- WRITTEN EXERCISE
Print only the lines from the top of the data through the line with "font-light text-[35px] leading-[41px]", both included, skipping every picture.

>> BEGIN DATASET CONTENT

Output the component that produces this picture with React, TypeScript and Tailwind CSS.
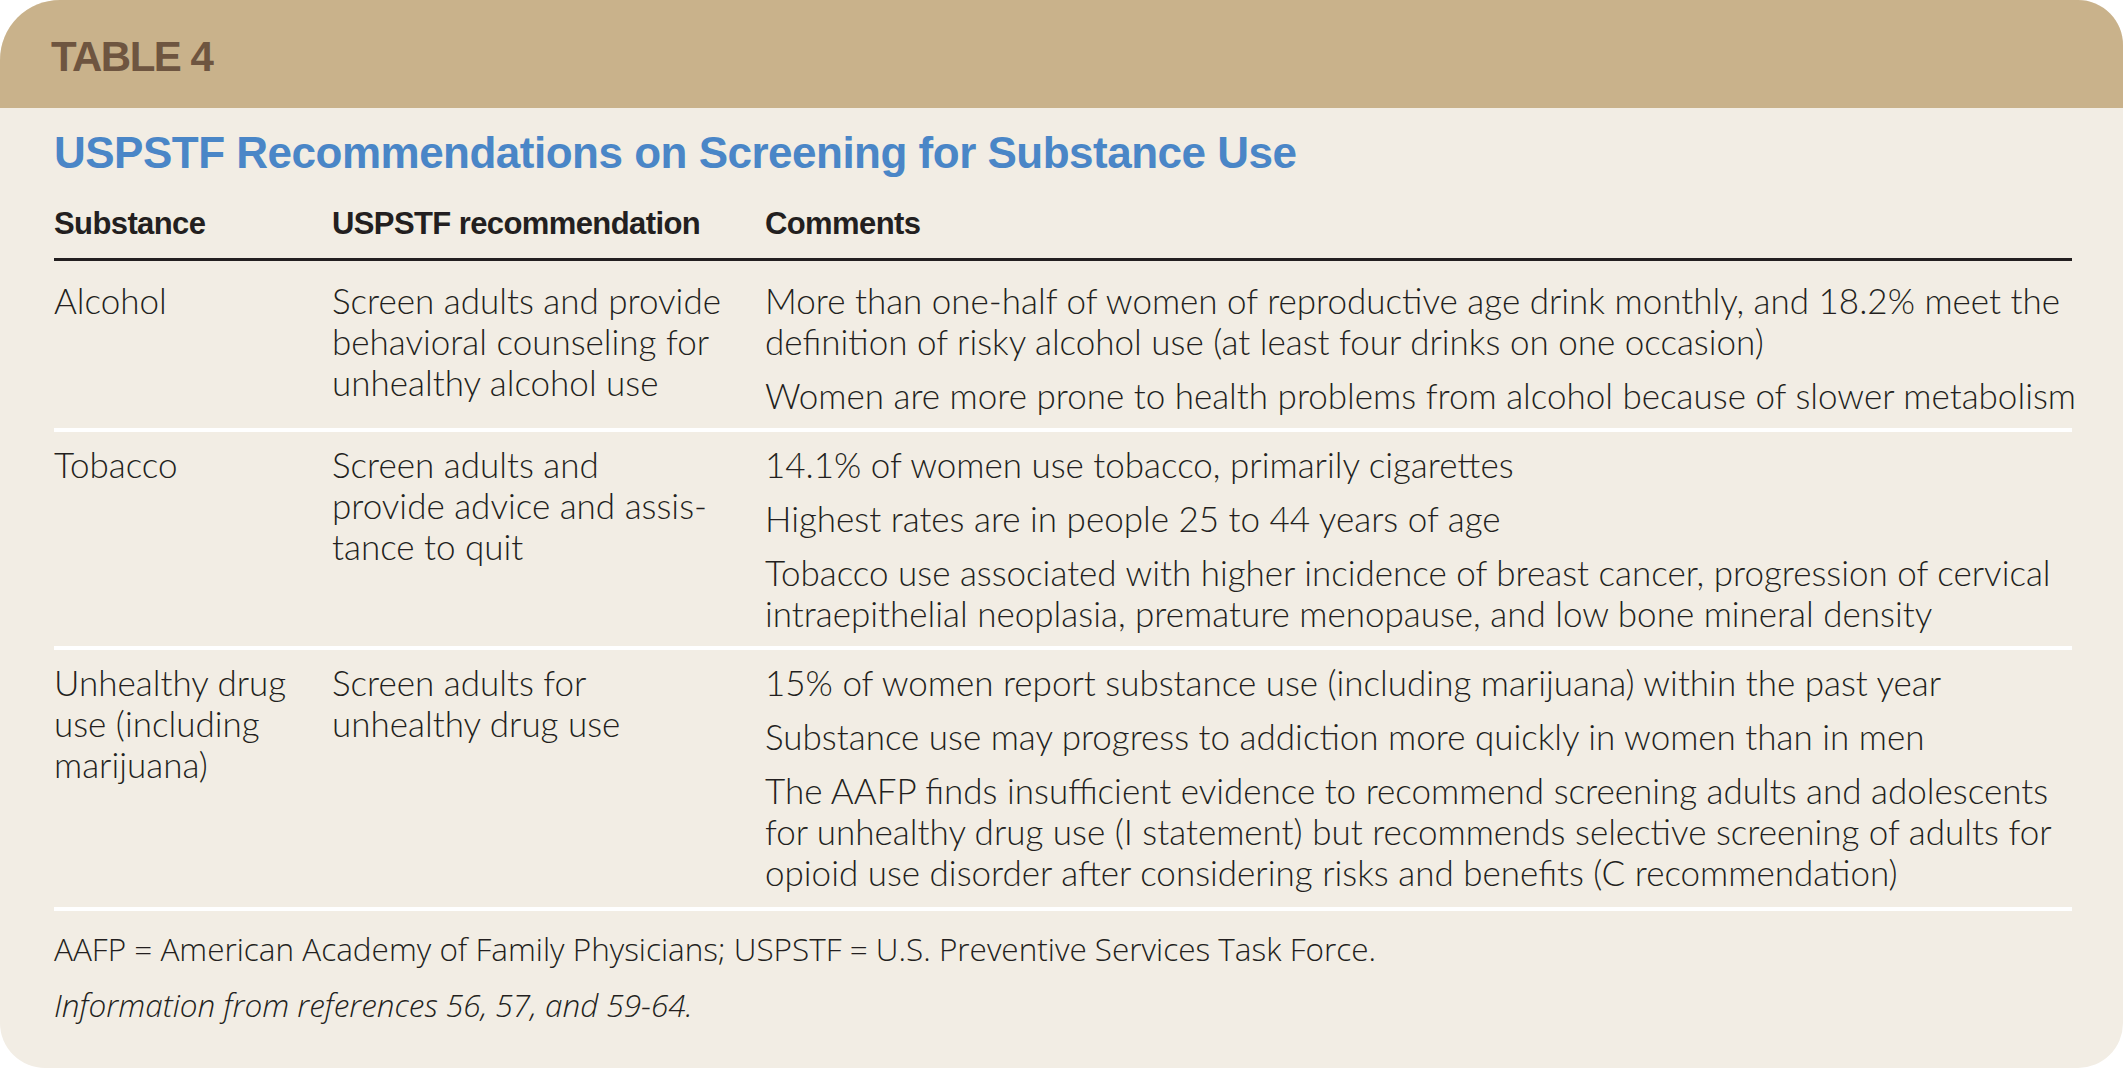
import React from "react"

const body = "font-['Lato','Liberation_Sans',sans-serif] font-light text-[35px] leading-[41px] text-[#231f20]"

type Row = {
  substance: string[]
  rec: string[]
  comments: string[][]
}

const rows: Row[] = [
  {
    substance: ["Alcohol"],
    rec: ["Screen adults and provide", "behavioral counseling for", "unhealthy alcohol use"],
    comments: [
      [
        "More than one-half of women of reproductive age drink monthly, and 18.2% meet the",
        "definition of risky alcohol use (at least four drinks on one occasion)",
      ],
      ["Women are more prone to health problems from alcohol because of slower metabolism"],
    ],
  },
  {
    substance: ["Tobacco"],
    rec: ["Screen adults and", "provide advice and assis-", "tance to quit"],
    comments: [
      ["14.1% of women use tobacco, primarily cigarettes"],
      ["Highest rates are in people 25 to 44 years of age"],
      [
        "Tobacco use associated with higher incidence of breast cancer, progression of cervical",
        "intraepithelial neoplasia, premature menopause, and low bone mineral density",
      ],
    ],
  },
  {
    substance: ["Unhealthy drug", "use (including", "marijuana)"],
    rec: ["Screen adults for", "unhealthy drug use"],
    comments: [
      ["15% of women report substance use (including marijuana) within the past year"],
      ["Substance use may progress to addiction more quickly in women than in men"],
      [
        "The AAFP finds insufficient evidence to recommend screening adults and adolescents",
        "for unhealthy drug use (I statement) but recommends selective screening of adults for",
        "opioid use disorder after considering risks and benefits (C recommendation)",
      ],
    ],
  },
]

function Lines({ lines }: { lines: string[] }) {
  return (
    <div className="whitespace-nowrap">
      {lines.map((l, i) => (
        <div key={i}>{l}</div>
      ))}
    </div>
  )
}

export default function App() {
  return (
    <div className="w-[2123px] h-[1070px] bg-white">
      <div className="h-[1068px] overflow-hidden rounded-tl-[60px] rounded-tr-[45px] rounded-b-[45px] bg-[#f2ede4]">
        <div className="flex h-[108px] items-center bg-[#c9b28b] px-[51px] pt-[4px]">
          <h2 className="font-['Liberation_Sans',sans-serif] text-[42px] font-bold tracking-[-1.5px] text-[#6e5540]">
            TABLE 4
          </h2>
        </div>

        <div className="pl-[54px] pr-[51px]">
          <h1 className="mt-[20px] font-['Liberation_Sans',sans-serif] text-[44px] font-bold leading-[50px] tracking-[-0.5px] text-[#4a86c7]">
            USPSTF Recommendations on Screening for Substance Use
          </h1>

          <div className="mt-[25px] grid grid-cols-[278px_433px_1fr] border-b-[3px] border-[#231f20] pb-[14px] font-['Liberation_Sans',sans-serif] text-[31px] font-bold leading-[41px] tracking-[-0.6px] text-[#231f20]">
            <div>Substance</div>
            <div>USPSTF recommendation</div>
            <div>Comments</div>
          </div>

          {rows.map((r, i) => (
            <div
              key={i}
              className={`grid grid-cols-[278px_433px_1fr] border-b-4 border-white ${body} ${i === 0 ? "pt-[19px]" : "pt-[12px]"} ${i === 2 ? "pb-[14px]" : "pb-[12px]"}`}
            >
              <Lines lines={r.substance} />
              <Lines lines={r.rec} />
              <div className="flex flex-col gap-[13px]">
                {r.comments.map((c, j) => (
                  <Lines key={j} lines={c} />
                ))}
              </div>
            </div>
          ))}

          <div className="pt-[19px] font-['Open_Sans','Liberation_Sans',sans-serif] font-light text-[31.5px] leading-[37px] text-[#231f20]">
            <p>AAFP = American Academy of Family Physicians; USPSTF = U.S. Preventive Services Task Force.</p>
            <p className="mt-[19px] italic">Information from references 56, 57, and 59-64.</p>
          </div>
        </div>
      </div>
    </div>
  )
}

>> END DATASET CONTENT

- EXERCISE OUTPUT
Output the component that produces this picture with React, TypeScript and Tailwind CSS.
import React from "react"

const body = "font-['Lato','Liberation_Sans',sans-serif] font-light text-[35px] leading-[41px] text-[#231f20]"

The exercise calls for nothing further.